— WORK TO COMPLETE —
Extract the lines that carry the string "table" from the listing.
☆ ☆ ☆
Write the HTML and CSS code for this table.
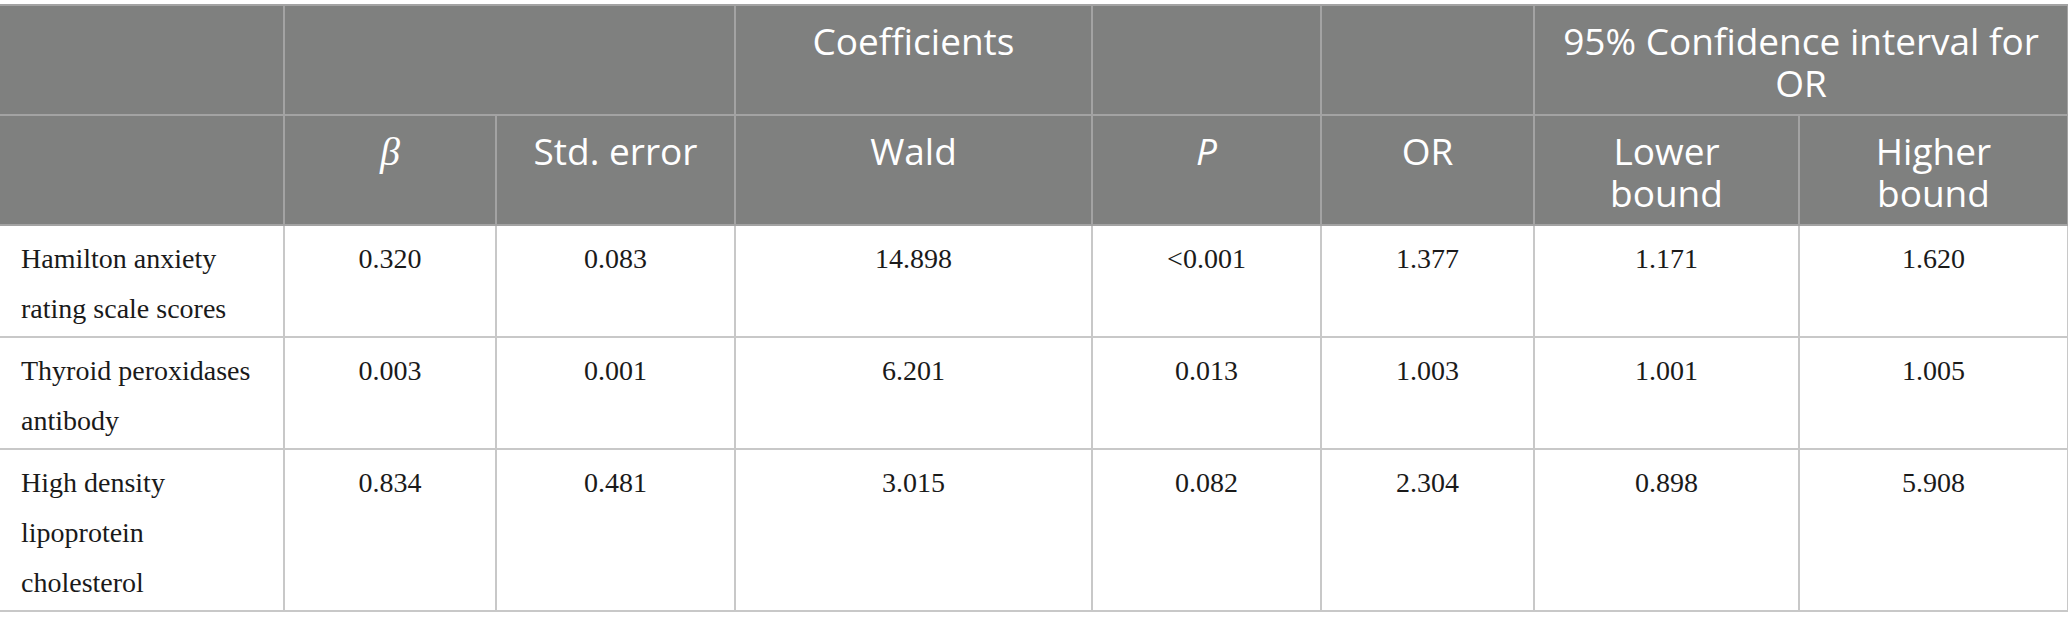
FILE: index.html
```html
<!DOCTYPE html>
<html lang="en">
<head>
<meta charset="utf-8">
<title>Logistic regression table</title>
<link rel="stylesheet" href="styles.css">
</head>
<body>
<table class="data-table">
  <colgroup>
    <col class="c0"><col class="c1"><col class="c2"><col class="c3"><col class="c4"><col class="c5"><col class="c6"><col class="c7">
  </colgroup>
  <thead>
    <tr>
      <th></th>
      <th colspan="2"></th>
      <th>Coefficients</th>
      <th></th>
      <th></th>
      <th colspan="2">95% Confidence interval for<br>OR</th>
    </tr>
    <tr>
      <th></th>
      <th><span class="beta">β</span></th>
      <th>Std. error</th>
      <th>Wald</th>
      <th><span class="ital">P</span></th>
      <th>OR</th>
      <th>Lower<br>bound</th>
      <th>Higher<br>bound</th>
    </tr>
  </thead>
  <tbody>
    <tr>
      <td class="label">Hamilton anxiety rating scale scores</td>
      <td>0.320</td><td>0.083</td><td>14.898</td><td>&lt;0.001</td><td>1.377</td><td>1.171</td><td>1.620</td>
    </tr>
    <tr>
      <td class="label">Thyroid peroxidases antibody</td>
      <td>0.003</td><td>0.001</td><td>6.201</td><td>0.013</td><td>1.003</td><td>1.001</td><td>1.005</td>
    </tr>
    <tr>
      <td class="label">High density lipoprotein cholesterol</td>
      <td>0.834</td><td>0.481</td><td>3.015</td><td>0.082</td><td>2.304</td><td>0.898</td><td>5.908</td>
    </tr>
  </tbody>
</table>
</body>
</html>
```

FILE: styles.css
```css
html, body {
  margin: 0;
  padding: 0;
  background: #ffffff;
}

body {
  padding-top: 4px;
}

.data-table {
  width: 2068px;
  table-layout: fixed;
  border-collapse: collapse;
  border: 2px solid #c4c4c4;
  border-left: none;
}

.c0 { width: 284px; }
.c1 { width: 212px; }
.c2 { width: 239px; }
.c3 { width: 357px; }
.c4 { width: 229px; }
.c5 { width: 213px; }
.c6 { width: 265px; }
.c7 { width: 269px; }

.data-table th {
  background: #7f807f;
  color: #ffffff;
  font-family: "Open Sans", "Noto Sans", sans-serif;
  font-weight: 400;
  font-size: 37px;
  line-height: 42px;
  text-align: center;
  vertical-align: top;
  padding: 14px 8px 10px;
  border: 2px solid #a3a3a3;
}

.data-table th:first-child {
  border-left: none;
}

.beta {
  font-family: "Liberation Serif", "DejaVu Serif", serif;
  font-style: italic;
  font-size: 40px;
}

.ital {
  font-style: italic;
}

.data-table td {
  font-family: "Liberation Serif", "Times New Roman", serif;
  font-size: 28px;
  line-height: 50px;
  color: #1a1a1a;
  text-align: center;
  vertical-align: top;
  padding: 8px 12px 2px;
  border: 2px solid #c8c8c8;
}

.data-table td.label {
  text-align: left;
  padding-left: 21px;
  padding-right: 20px;
  border-left: none;
}
```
☆ ☆ ☆
— WRITTEN RESPONSE —
Write the HTML and CSS code for this table.
<title>Logistic regression table</title>
<table class="data-table">
</table>
.data-table {
  table-layout: fixed;
.data-table th {
.data-table th:first-child {
.data-table td {
.data-table td.label {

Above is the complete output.